It’s natural to share the anger that veteran PBS filmmaker Ofra Bikel felt toward “the 14 men sitting there looking down at one woman” and “all the men we’ve known who just didn’t get it.” As it turned out, though, it was much of white America--whether supportive of Hill or Thomas--that just didn’t get it, according to Bikel’s “Frontline” documentary, “Public Hearing, Private Pain.”

Like many white feminists, Bikel believed that the hearings involved gender and political issues that were “beyond race.” She discovered that she was wrong, that while watching the same telecast, transfixed white Americans were seeing one thing, horrified African-Americans another.

Airing at 9 p.m. Tuesday on KCET-TV Channel 28 and KPBS-TV Channel 15, Bikel’s program uses the hearings to strip away layers of complexity and expose the divisions facing African-Americans and “the racial psychology underlying whites’ perceptions of them.”

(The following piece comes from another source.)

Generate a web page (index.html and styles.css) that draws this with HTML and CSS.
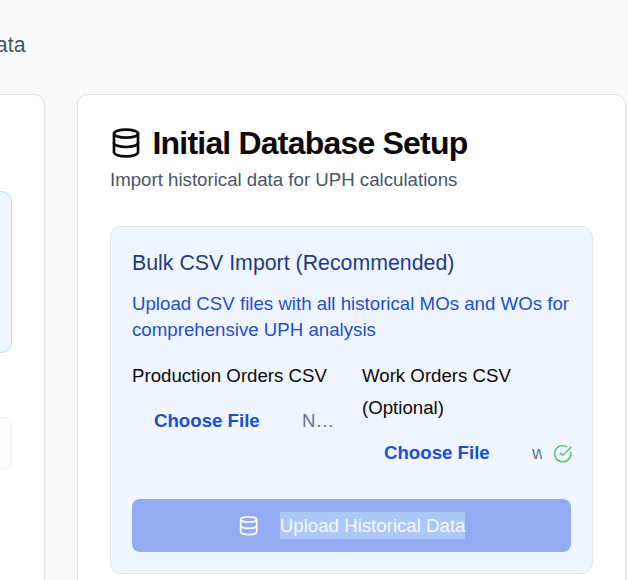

This is a shadowy area of the Thomas/Hill story that the mainstream media have covered only superficially, if at all.

“Public Hearing, Private Pain” is no friend to Thomas, unfavorably psychoanalyzing him--but, notably, not Hill. Moreover, it charges that he cynically played the race card himself--calling the hearings a “high-tech lynching”--to gain sympathy from both African-Americans and whites.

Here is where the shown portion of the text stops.